-- Start Data rows --

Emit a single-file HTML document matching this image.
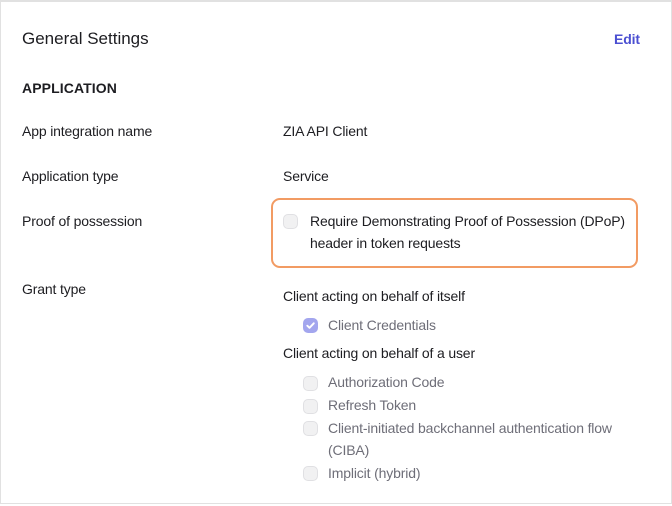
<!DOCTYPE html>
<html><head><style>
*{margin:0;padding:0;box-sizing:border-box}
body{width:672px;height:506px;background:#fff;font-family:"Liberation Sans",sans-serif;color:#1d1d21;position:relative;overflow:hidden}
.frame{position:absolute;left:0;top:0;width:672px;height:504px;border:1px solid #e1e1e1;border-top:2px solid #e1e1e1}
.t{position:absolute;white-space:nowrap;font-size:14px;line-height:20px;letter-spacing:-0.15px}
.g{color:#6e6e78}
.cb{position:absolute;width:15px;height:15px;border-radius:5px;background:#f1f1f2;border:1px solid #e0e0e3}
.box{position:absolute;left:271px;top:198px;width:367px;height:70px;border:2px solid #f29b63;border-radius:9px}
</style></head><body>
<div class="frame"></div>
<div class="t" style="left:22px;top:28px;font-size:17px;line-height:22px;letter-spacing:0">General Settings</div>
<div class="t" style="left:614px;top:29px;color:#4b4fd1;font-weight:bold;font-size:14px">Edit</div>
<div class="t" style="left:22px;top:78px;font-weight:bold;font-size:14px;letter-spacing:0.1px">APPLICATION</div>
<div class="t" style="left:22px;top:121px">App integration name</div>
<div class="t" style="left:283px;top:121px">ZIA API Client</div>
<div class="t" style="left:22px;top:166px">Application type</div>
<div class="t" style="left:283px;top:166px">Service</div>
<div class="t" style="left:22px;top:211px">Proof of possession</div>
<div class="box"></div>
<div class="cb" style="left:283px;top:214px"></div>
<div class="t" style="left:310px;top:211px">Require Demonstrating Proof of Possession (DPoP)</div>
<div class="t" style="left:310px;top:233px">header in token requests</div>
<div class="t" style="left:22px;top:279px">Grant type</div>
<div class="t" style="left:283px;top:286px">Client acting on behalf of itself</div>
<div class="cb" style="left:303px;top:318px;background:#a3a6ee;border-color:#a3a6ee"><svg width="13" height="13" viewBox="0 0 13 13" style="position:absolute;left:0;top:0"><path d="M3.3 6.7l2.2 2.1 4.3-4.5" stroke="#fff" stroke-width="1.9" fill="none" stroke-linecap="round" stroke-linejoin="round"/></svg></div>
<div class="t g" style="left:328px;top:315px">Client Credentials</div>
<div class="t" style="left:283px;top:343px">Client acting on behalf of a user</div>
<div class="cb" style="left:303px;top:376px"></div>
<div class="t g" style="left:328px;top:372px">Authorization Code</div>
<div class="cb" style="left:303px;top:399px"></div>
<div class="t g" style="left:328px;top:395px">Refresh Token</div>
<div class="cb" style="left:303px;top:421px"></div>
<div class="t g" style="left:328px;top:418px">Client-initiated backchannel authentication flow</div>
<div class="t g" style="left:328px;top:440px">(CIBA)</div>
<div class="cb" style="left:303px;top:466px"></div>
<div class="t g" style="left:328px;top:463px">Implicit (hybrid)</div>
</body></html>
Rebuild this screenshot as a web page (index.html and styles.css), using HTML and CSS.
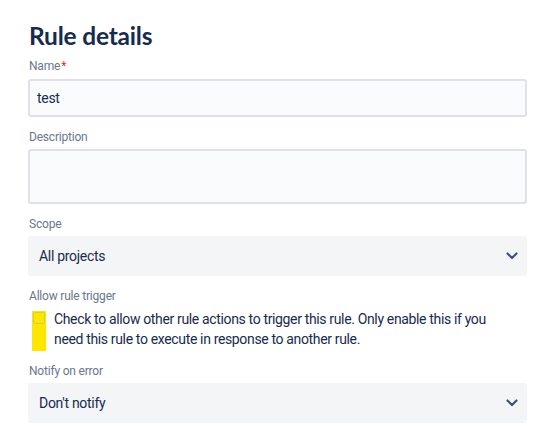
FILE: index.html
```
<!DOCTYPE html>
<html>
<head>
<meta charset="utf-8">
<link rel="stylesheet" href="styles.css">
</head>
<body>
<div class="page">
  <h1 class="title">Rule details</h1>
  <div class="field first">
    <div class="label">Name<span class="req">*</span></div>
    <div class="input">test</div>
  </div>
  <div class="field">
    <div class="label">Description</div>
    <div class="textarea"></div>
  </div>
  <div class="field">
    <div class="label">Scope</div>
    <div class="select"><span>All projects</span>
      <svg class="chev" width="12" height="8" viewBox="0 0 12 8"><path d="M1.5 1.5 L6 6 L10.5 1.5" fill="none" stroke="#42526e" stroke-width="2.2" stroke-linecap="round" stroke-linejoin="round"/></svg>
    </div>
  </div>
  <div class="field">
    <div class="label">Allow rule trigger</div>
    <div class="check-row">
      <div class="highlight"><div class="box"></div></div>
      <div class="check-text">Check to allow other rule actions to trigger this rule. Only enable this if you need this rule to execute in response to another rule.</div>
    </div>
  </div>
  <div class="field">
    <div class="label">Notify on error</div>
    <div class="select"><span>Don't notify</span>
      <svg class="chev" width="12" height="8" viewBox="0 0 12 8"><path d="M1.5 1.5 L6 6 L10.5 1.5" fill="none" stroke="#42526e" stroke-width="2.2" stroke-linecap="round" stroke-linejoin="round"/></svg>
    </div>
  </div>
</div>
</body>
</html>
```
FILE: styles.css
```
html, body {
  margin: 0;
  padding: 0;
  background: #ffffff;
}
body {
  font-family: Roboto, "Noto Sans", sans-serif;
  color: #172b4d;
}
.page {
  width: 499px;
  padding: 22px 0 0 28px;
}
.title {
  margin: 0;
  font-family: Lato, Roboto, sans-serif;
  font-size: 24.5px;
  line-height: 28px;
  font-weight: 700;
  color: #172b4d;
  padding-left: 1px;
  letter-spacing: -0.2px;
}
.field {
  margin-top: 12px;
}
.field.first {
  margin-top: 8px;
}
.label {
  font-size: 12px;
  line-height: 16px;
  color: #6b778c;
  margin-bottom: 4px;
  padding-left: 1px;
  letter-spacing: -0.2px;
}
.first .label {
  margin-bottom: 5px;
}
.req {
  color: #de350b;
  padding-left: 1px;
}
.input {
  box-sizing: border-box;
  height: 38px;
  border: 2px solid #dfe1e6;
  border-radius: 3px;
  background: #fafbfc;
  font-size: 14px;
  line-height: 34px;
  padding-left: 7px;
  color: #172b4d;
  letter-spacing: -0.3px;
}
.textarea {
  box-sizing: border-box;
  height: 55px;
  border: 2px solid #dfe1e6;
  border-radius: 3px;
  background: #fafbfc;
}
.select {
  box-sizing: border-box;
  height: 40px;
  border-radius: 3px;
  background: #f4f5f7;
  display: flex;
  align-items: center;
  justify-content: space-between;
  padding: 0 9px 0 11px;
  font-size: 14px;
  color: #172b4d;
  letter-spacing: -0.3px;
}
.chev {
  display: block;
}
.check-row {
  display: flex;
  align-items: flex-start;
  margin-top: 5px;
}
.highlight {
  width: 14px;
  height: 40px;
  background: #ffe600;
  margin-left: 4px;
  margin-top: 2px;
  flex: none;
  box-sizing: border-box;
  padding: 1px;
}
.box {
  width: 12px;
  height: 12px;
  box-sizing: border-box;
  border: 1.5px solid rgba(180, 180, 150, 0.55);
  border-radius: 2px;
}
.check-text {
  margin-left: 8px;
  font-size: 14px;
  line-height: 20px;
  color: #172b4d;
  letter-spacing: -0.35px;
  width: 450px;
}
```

-- End Data rows --

• **Short problem**
Reproduce every line from the entries that holds the word "page".

• **Written response**
Rebuild this screenshot as a web page (index.html and styles.css), using HTML and CSS.
<div class="page">
.page {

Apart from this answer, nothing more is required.